:: Your instructions ::
Pick out every line in the data below that holds "with".

:: Information supplied ::
"""
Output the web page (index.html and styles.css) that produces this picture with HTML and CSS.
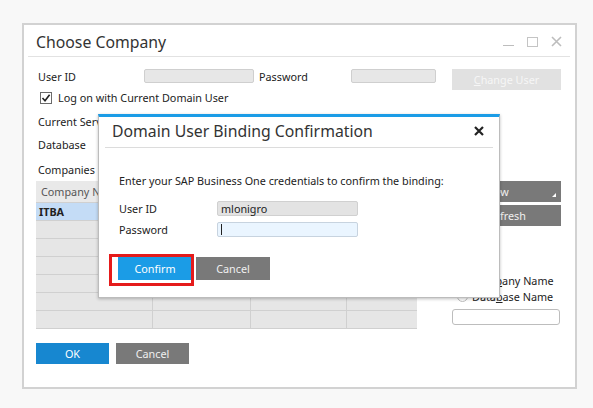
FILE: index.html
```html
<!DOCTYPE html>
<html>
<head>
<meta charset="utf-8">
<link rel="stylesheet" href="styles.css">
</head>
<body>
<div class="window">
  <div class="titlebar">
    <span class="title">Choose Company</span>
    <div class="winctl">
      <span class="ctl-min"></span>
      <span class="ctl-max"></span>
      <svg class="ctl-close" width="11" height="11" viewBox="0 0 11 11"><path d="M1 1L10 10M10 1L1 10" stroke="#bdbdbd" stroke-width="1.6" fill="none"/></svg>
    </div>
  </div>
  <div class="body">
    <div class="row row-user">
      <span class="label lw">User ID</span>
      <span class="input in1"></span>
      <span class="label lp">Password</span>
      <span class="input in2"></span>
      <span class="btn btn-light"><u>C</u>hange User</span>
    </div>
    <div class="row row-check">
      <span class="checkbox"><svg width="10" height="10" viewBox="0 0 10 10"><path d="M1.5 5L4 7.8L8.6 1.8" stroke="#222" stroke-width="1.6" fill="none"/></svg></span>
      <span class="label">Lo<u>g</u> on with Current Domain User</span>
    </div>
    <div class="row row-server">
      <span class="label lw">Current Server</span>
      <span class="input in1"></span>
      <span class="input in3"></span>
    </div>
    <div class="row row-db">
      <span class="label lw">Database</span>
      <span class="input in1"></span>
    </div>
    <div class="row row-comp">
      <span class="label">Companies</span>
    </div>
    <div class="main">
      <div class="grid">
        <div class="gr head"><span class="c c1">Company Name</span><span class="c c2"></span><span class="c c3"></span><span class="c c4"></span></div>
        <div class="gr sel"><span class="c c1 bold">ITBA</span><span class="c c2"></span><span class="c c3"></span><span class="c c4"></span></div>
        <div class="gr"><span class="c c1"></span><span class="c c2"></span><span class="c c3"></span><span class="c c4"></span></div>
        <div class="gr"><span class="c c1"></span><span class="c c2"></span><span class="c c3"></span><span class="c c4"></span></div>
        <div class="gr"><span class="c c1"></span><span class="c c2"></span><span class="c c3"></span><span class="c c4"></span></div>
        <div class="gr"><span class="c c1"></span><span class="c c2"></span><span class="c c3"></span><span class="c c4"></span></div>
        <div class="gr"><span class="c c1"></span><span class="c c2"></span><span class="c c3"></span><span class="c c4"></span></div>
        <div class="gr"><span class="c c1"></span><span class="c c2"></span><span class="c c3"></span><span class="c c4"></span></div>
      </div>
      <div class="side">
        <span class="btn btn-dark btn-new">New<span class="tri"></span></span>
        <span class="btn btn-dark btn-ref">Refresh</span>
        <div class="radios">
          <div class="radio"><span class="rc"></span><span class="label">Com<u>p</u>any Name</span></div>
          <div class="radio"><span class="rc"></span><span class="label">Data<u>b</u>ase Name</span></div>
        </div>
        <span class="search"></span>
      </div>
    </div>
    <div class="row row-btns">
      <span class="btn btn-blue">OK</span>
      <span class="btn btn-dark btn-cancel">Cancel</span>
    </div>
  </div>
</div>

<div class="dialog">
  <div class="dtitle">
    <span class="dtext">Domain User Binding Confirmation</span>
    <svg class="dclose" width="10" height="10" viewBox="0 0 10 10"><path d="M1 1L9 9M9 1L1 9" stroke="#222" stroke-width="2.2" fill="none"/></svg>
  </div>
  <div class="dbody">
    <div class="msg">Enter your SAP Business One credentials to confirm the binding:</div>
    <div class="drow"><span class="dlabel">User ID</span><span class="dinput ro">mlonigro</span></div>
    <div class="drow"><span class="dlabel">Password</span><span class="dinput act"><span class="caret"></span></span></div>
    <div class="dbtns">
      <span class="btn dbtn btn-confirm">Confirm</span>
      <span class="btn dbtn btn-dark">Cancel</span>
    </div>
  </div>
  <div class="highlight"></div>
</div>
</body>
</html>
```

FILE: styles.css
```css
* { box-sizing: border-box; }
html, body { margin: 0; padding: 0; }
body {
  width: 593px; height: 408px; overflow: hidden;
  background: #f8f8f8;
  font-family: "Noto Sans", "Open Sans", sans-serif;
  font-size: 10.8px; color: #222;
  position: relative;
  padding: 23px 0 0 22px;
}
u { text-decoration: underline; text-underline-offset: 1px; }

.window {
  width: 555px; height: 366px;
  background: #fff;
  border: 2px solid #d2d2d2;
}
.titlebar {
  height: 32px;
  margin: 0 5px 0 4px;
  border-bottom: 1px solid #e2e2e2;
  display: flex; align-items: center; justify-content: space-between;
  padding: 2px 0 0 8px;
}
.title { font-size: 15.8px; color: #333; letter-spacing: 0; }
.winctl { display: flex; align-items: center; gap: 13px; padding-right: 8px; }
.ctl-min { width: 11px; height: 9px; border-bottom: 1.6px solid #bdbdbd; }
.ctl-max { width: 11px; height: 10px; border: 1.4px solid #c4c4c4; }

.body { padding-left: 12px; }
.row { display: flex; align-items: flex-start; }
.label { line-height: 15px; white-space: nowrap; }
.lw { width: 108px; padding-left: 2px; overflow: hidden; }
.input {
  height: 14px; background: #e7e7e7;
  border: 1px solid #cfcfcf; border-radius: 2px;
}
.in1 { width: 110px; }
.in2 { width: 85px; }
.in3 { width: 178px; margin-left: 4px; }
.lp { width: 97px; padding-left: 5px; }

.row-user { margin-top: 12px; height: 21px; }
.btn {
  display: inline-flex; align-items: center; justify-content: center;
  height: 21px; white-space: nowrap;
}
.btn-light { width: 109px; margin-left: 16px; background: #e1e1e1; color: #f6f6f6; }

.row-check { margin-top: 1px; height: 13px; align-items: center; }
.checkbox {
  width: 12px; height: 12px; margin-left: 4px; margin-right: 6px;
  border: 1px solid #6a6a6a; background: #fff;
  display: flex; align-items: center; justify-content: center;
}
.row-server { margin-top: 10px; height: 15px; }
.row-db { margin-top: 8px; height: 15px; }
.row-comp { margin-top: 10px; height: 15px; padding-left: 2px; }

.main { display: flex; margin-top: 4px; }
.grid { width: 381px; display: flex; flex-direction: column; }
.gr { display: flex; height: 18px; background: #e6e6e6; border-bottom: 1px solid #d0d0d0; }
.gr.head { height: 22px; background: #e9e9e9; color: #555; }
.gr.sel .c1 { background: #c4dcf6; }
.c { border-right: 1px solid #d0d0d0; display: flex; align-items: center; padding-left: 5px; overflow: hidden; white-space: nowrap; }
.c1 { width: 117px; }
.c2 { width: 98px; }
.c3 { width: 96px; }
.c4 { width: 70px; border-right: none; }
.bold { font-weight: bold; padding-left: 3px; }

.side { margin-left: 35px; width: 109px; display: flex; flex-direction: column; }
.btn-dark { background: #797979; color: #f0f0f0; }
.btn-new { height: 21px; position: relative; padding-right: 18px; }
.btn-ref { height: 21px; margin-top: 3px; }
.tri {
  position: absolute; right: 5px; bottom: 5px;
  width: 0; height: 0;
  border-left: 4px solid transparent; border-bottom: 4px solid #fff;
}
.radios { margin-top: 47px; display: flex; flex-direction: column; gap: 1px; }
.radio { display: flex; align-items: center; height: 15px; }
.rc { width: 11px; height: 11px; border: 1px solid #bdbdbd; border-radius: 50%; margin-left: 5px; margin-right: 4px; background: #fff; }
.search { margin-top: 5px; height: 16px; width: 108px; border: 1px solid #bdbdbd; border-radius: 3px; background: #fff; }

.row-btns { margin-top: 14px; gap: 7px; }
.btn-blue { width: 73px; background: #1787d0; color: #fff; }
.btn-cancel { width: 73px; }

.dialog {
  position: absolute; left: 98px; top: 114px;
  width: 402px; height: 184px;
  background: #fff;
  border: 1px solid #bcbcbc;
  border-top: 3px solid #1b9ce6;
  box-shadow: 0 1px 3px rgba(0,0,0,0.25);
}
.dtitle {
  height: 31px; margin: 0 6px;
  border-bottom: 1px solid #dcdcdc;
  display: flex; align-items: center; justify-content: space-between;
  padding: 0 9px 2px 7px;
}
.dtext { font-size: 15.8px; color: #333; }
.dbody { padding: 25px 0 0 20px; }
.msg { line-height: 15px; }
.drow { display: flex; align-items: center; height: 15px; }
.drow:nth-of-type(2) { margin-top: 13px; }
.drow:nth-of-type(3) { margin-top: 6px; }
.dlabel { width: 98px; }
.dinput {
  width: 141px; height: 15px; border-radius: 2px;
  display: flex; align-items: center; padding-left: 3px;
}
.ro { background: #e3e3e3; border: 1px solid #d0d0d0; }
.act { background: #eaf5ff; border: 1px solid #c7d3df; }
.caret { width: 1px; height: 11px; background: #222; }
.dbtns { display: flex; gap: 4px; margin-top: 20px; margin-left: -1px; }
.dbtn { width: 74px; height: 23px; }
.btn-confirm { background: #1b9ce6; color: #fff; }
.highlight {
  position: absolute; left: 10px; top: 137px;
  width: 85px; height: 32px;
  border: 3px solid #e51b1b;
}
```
"""
"""
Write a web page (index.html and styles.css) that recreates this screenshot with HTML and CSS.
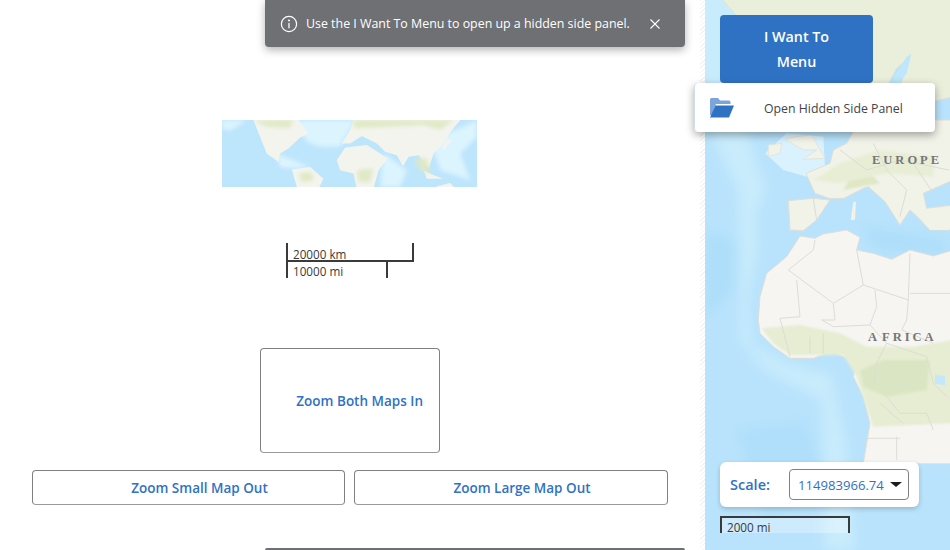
"""
:: Written answer ::
Output the web page (index.html and styles.css) that produces this picture with HTML and CSS.
      <span class="label">Lo<u>g</u> on with Current Domain User</span>
Write a web page (index.html and styles.css) that recreates this screenshot with HTML and CSS.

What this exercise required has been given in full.